=== Problem to work on ===
Wherever a line holds the string "styles", copy that line.

=== Data section ===
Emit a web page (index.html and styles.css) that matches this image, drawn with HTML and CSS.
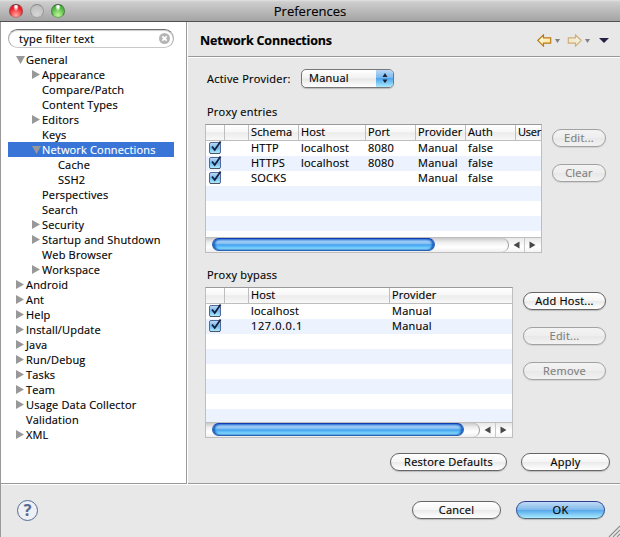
FILE: index.html
```html
<!DOCTYPE html>
<html lang="en">
<head>
<meta charset="utf-8">
<title>Preferences</title>
<link rel="stylesheet" href="styles.css">
</head>
<body>
<svg class="defs" width="0" height="0" aria-hidden="true">
  <defs>
    <linearGradient id="boxfill" x1="0" y1="0" x2="0" y2="1">
      <stop offset="0" stop-color="#c3dcf5"/><stop offset=".5" stop-color="#72b8ee"/><stop offset="1" stop-color="#b5f0ff"/>
    </linearGradient>
    <linearGradient id="arrowfill" x1="0" y1="0" x2="1" y2="1">
      <stop offset="0" stop-color="#fffdf0"/><stop offset="1" stop-color="#fbe08b"/>
    </linearGradient>
    <symbol id="check" viewBox="0 0 14 15">
      <rect x="1.5" y="2.500" width="11" height="11" rx="1.500" fill="url(#boxfill)" stroke="#50679b"/>
      <path d="M2 13.500h10" stroke="#4c5660"/>
      <path d="M4 6.500l2.700 3.500L12.600 1.500" fill="none" stroke="#16213c" stroke-width="1.800"/>
    </symbol>
    <symbol id="right" viewBox="0 0 8 9"><path d="M0 0v9l8-4.500z" fill="#989898"/></symbol>
    <symbol id="down" viewBox="0 0 9 8"><path d="M0 0h9l-4.500 8z" fill="#989898"/></symbol>
    <symbol id="back" viewBox="0 0 15 13"><path d="M.7 6.500L6.500 .9v3h7.200v5.200H6.500v3z" fill="url(#arrowfill)" stroke="#b87a14" stroke-width="1.150"/></symbol>
    <symbol id="small" viewBox="0 0 5 4"><path d="M0 0h5L2.500 4z" fill="#808080"/></symbol>
  </defs>
</svg>
<div class="window">
  <header class="titlebar">
    <i class="light red"></i><i class="light gray"></i><i class="light green"></i>
    <h1>Preferences</h1>
  </header>
  <div class="main">
    <nav class="sidebar">
      <div class="search"><span>type filter text</span>
        <svg width="11" height="11" viewBox="0 0 11 11"><circle cx="5.500" cy="5.500" r="5.500" fill="#b5b5b5"/><path d="M3.300 3.300l4.400 4.400M7.700 3.300L3.300 7.700" stroke="#fff" stroke-width="1.700"/></svg>
      </div>
      <ul class="tree">
        <li><svg class="d"><use href="#down"/></svg><span>General</span></li>
        <li class="l1"><svg><use href="#right"/></svg><span>Appearance</span></li>
        <li class="l1"><i></i><span>Compare/Patch</span></li>
        <li class="l1"><i></i><span>Content Types</span></li>
        <li class="l1"><svg><use href="#right"/></svg><span>Editors</span></li>
        <li class="l1"><i></i><span>Keys</span></li>
        <li class="l1 selected"><svg class="d"><use href="#down"/></svg><span>Network Connections</span></li>
        <li class="l2"><i></i><span>Cache</span></li>
        <li class="l2"><i></i><span>SSH2</span></li>
        <li class="l1"><i></i><span>Perspectives</span></li>
        <li class="l1"><i></i><span>Search</span></li>
        <li class="l1"><svg><use href="#right"/></svg><span>Security</span></li>
        <li class="l1"><svg><use href="#right"/></svg><span>Startup and Shutdown</span></li>
        <li class="l1"><i></i><span>Web Browser</span></li>
        <li class="l1"><svg><use href="#right"/></svg><span>Workspace</span></li>
        <li><svg><use href="#right"/></svg><span>Android</span></li>
        <li><svg><use href="#right"/></svg><span>Ant</span></li>
        <li><svg><use href="#right"/></svg><span>Help</span></li>
        <li><svg><use href="#right"/></svg><span>Install/Update</span></li>
        <li><svg><use href="#right"/></svg><span>Java</span></li>
        <li><svg><use href="#right"/></svg><span>Run/Debug</span></li>
        <li><svg><use href="#right"/></svg><span>Tasks</span></li>
        <li><svg><use href="#right"/></svg><span>Team</span></li>
        <li><svg><use href="#right"/></svg><span>Usage Data Collector</span></li>
        <li><i></i><span>Validation</span></li>
        <li><svg><use href="#right"/></svg><span>XML</span></li>
      </ul>
    </nav>
    <section class="page">
      <div class="heading">
        <h2>Network Connections</h2>
        <div class="history">
          <svg class="arrow" width="15" height="13"><use href="#back"/></svg>
          <svg class="mini" width="5" height="4"><use href="#small"/></svg>
          <svg class="arrow forward" width="15" height="13"><use href="#back"/></svg>
          <svg class="mini" width="5" height="4"><use href="#small"/></svg>
          <svg class="menu" width="10" height="5" viewBox="0 0 10 5"><path d="M0 0h10L5 5z" fill="#252145"/></svg>
        </div>
      </div>
      <div class="content">
        <div class="provider">
          <label>Active Provider:</label>
          <div class="popup"><span>Manual</span>
            <b><svg width="6" height="10" viewBox="0 0 6 10"><path d="M.5 4L3 0l2.500 4zM.5 6.500L3 10.200l2.500-3.700z" fill="#1c2536"/></svg></b>
          </div>
        </div>
        <h3 class="entries-title">Proxy entries</h3>
        <div class="group">
          <div class="table entries">
            <div class="row head"><span></span><span></span><span>Schema</span><span>Host</span><span>Port</span><span>Provider</span><span>Auth</span><span class="user">User</span></div>
            <div class="rows">
              <div class="row"><svg><use href="#check"/></svg><span></span><span>HTTP</span><span>localhost</span><span>8080</span><span>Manual</span><span>false</span></div>
              <div class="row"><svg><use href="#check"/></svg><span></span><span>HTTPS</span><span>localhost</span><span>8080</span><span>Manual</span><span>false</span></div>
              <div class="row"><svg><use href="#check"/></svg><span></span><span>SOCKS</span><span></span><span></span><span>Manual</span><span>false</span></div>
            </div>
            <div class="scroll"><div class="track"><div class="thumb"></div></div>
              <svg class="ends" width="32" height="14" viewBox="0 0 32 14"><path d="M4.500 7l6-3.500v7zM26.500 7l-6-3.500v7z" fill="#484848"/><path d="M15.500 0v14" stroke="#c8c8c8"/></svg>
            </div>
          </div>
          <div class="buttons narrow">
            <button disabled>Edit...</button><button disabled>Clear</button>
          </div>
        </div>
        <h3 class="bypass-title">Proxy bypass</h3>
        <div class="group">
          <div class="table bypass">
            <div class="row head"><span></span><span></span><span>Host</span><span>Provider</span></div>
            <div class="rows">
              <div class="row"><svg><use href="#check"/></svg><span></span><span>localhost</span><span>Manual</span></div>
              <div class="row"><svg><use href="#check"/></svg><span></span><span class="ip">127.0.0.1</span><span>Manual</span></div>
            </div>
            <div class="scroll"><div class="track"><div class="thumb"></div></div>
              <svg class="ends" width="32" height="14" viewBox="0 0 32 14"><path d="M4.500 7l6-3.500v7zM26.500 7l-6-3.500v7z" fill="#484848"/><path d="M15.500 0v14" stroke="#c8c8c8"/></svg>
            </div>
          </div>
          <div class="buttons wide">
            <button>Add Host...</button><button disabled>Edit...</button><button disabled>Remove</button>
          </div>
        </div>
        <div class="apply"><button class="restore">Restore Defaults</button><button>Apply</button></div>
      </div>
    </section>
  </div>
  <footer class="footer">
    <div class="help">?</div>
    <button>Cancel</button><button class="ok">OK</button>
    <svg class="grip" width="12" height="12" viewBox="0 0 12 12"><path d="M1 12L12 1M5 12l7-7M9 12l3-3" stroke="#8b8b8b" stroke-width="1.100"/></svg>
  </footer>
</div>
</body>
</html>
```
FILE: styles.css
```css
* { box-sizing: border-box; }
body { margin: 0; width: 620px; height: 537px; overflow: hidden; background: #e8e8e8; color: #000; font: 11px/15px "Open Sans", "Noto Sans", sans-serif; letter-spacing: .24px; white-space: nowrap; -webkit-text-stroke: .15px; }
h1, h2, h3, ul { margin: 0; padding: 0; font: inherit; }
svg { display: block; flex: none; }
.defs { position: absolute; }
.window { display: flex; flex-direction: column; width: 620px; height: 537px; border-left: 1px solid #999; }

.titlebar { position: relative; display: flex; align-items: center; gap: 7px; height: 22px; padding-left: 9px; background: linear-gradient(#e2e2e2, #cdcdcd 2px, #a4a4a4 21px); border-bottom: 1px solid #505050; margin-left: -1px; }
.titlebar h1 { position: absolute; left: 0; right: 0; top: 2px; text-align: center; font-size: 13px; line-height: 18px; letter-spacing: 0; }
.light { width: 14px; height: 14px; border-radius: 50%; border: 1px solid; }
.red { background: radial-gradient(ellipse at 50% 12%, #fff 0 10%, transparent 32%), radial-gradient(circle at 50% 85%, #ffaaa0, #ef1c25 65%); border-color: #7a2e2e #a84141 #b77b7b; }
.gray { background: radial-gradient(circle at 50% 80%, #d6d6d6, #b8b8b8); border-color: #888 #999 #a4a4a4; }
.green { background: radial-gradient(ellipse at 50% 12%, #fff 0 10%, transparent 32%), radial-gradient(circle at 50% 85%, #c1f89b, #4fb63f 65%); border-color: #336333 #4d8045 #76a466; }

.main { display: flex; height: 463px; border-bottom: 1px solid #fff; box-shadow: inset 0 -1px #999; }
.sidebar { width: 186px; background: #fff; border-right: 1px solid #999; border-bottom: 1px solid #999; padding: 7px 12px 0 7px; }
.search { display: flex; align-items: center; justify-content: space-between; height: 19px; border: 1px solid #aaa; border-top-color: #707070; border-bottom-color: #c8c8c8; border-radius: 10px; padding: 0 3px 0 10px; box-shadow: inset 0 1px 1px #ccc; }
.tree { list-style: none; margin-top: 4px; letter-spacing: .17px; }
.tree li { display: flex; align-items: center; height: 15px; padding-left: 8px; }
.tree .l1 { padding-left: 24px; }
.tree .l2 { padding-left: 40px; }
.tree svg { width: 8px; height: 9px; margin-right: 2px; }
.tree svg.d { width: 9px; height: 8px; margin-right: 1px; }
.tree i { width: 10px; }
.tree .selected { background: #3875d7; color: #fff; }

.page { flex: 1; border-left: 1px solid #fff; }
.heading { display: flex; align-items: center; justify-content: space-between; height: 36px; border-bottom: 1px solid #fff; box-shadow: inset 0 -1px #999; padding: 0 11px 0 12px; }
.heading h2 { font-size: 12.5px; font-weight: 700; letter-spacing: -.19px; padding-top: 2px; }
.history { display: flex; align-items: center; padding-top: 1px; }
.mini { margin: 2px 7px 0 3px; }
.forward { transform: scaleX(-1); opacity: .52; }
.menu { margin-left: 2px; }
.content { padding: 11px 9px 0 17px; }
.provider { display: flex; height: 19px; align-items: center; padding-left: 2px; }
.provider label { width: 94px; }
.popup { display: flex; justify-content: space-between; width: 93px; height: 19px; border: 1px solid #777; border-radius: 5px; background: linear-gradient(#fff, #f2f2f2 48%, #e6e6e6 52%, #fff); overflow: hidden; padding-left: 7px; box-shadow: 0 1px 1px #bbb; line-height: 16px; }
.popup b { display: grid; place-items: center; width: 18px; background: linear-gradient(#c1dcf7, #79b8ee 50%, #4aa3eb 51%, #a9eaff); margin: -1px -1px 0 0; box-shadow: inset -1px 1px #3850a0; }
h3.entries-title { margin: 16px 0 5px 2px; }
h3.bypass-title { margin: 14px 0 5px 2px; }
.group { display: flex; justify-content: space-between; padding-right: 5px; }

.table { display: flex; flex-direction: column; border: 1px solid #bebebe; border-top-color: #999; background: #fff; }
.entries { width: 337px; height: 129px; }
.bypass { width: 308px; height: 151px; }
.row { display: grid; height: 15px; }
.entries .row { grid-template-columns: 19px 24px 50px 67px 50px 50px 50px 25px; }
.bypass .row { grid-template-columns: 19px 24px 141px 122px; }
.row > span { padding-left: 2px; line-height: 13px; }
.row > svg { width: 14px; height: 15px; margin: -1px 0 0 2px; }
.head { height: 16px; border-bottom: 1px solid #bebebe; background: linear-gradient(#fff, #f7f7f7 45%, #ececec 52%, #f8f8f8); letter-spacing: .12px; }
.row.head > span { border-right: 1px solid #bebebe; line-height: 14px; }
.row.head > span:last-child { border: 0; }
.head .user { letter-spacing: -.25px; }
.row .ip { letter-spacing: .6px; }
.rows { flex: 1; background: repeating-linear-gradient(#fff 0 15px, #edf3fe 15px 30px); }
.scroll { display: flex; height: 15px; border-top: 1px solid #bebebe; background: linear-gradient(#e9e9e9, #fff 60%, #f4f4f4); }
.track { flex: 1; border-radius: 0 8px 8px 0; border-right: 1px solid #999; background: linear-gradient(#c9c9c9, #eee 30%, #fff 65%, #eee); padding-left: 6px; }
.thumb { height: 13px; border-radius: 7px; border: 1px solid #2762b4; border-top-color: #123eb1; background: linear-gradient(#5f9eec, #a0cdf6 25%, #78baf2 47%, #3fa0f0 52%, #75cdfc 80%, #a1efff); box-shadow: inset 2px 0 2px #175ebd, inset -2px 0 2px #175ebd; }
.entries .thumb { width: 223px; }
.bypass .thumb { width: 252px; }

.buttons { display: grid; align-content: start; gap: 17px; padding-top: 5px; }
button { height: 18px; padding: 0 0 1px; border: 1px solid #666; border-radius: 9px; background: linear-gradient(#fff, #f5f5f5 48%, #eaeaea 52%, #fff); color: #000; font: inherit; line-height: 14px; letter-spacing: inherit; box-shadow: 0 1px 1px #bbb; width: 89px; }
button:disabled { border-color: #a2a2a2; background: linear-gradient(#f3f3f3, #eee 48%, #e8e8e8 52%, #f2f2f2); color: #7e7e7e; box-shadow: 0 1px 1px #d2d2d2; }
.narrow button { width: 54px; }
.wide button { width: 83px; }
.apply { display: flex; justify-content: flex-end; gap: 14px; margin: 15px 1px 0 0; }
.restore { width: 117px; }

.footer { position: relative; display: flex; height: 52px; padding: 16px 15px 0 16px; gap: 15px; }
.help { width: 21px; height: 21px; margin: -1px auto 0 0; border: 1.500px solid #526c96; border-radius: 50%; background: #eef0f3; color: #576b92; font: 700 16px/18px "Open Sans", sans-serif; text-align: center; letter-spacing: 0; }
.ok { border-color: #2e3e94 #31579b #526a7a; background: linear-gradient(#c0dbf5, #81b9eb 48%, #55a8eb 52%, #a9ebff); }
.grip { position: absolute; right: 0; bottom: 0; }
```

=== Full output ===
Emit a web page (index.html and styles.css) that matches this image, drawn with HTML and CSS.
<link rel="stylesheet" href="styles.css">
FILE: styles.css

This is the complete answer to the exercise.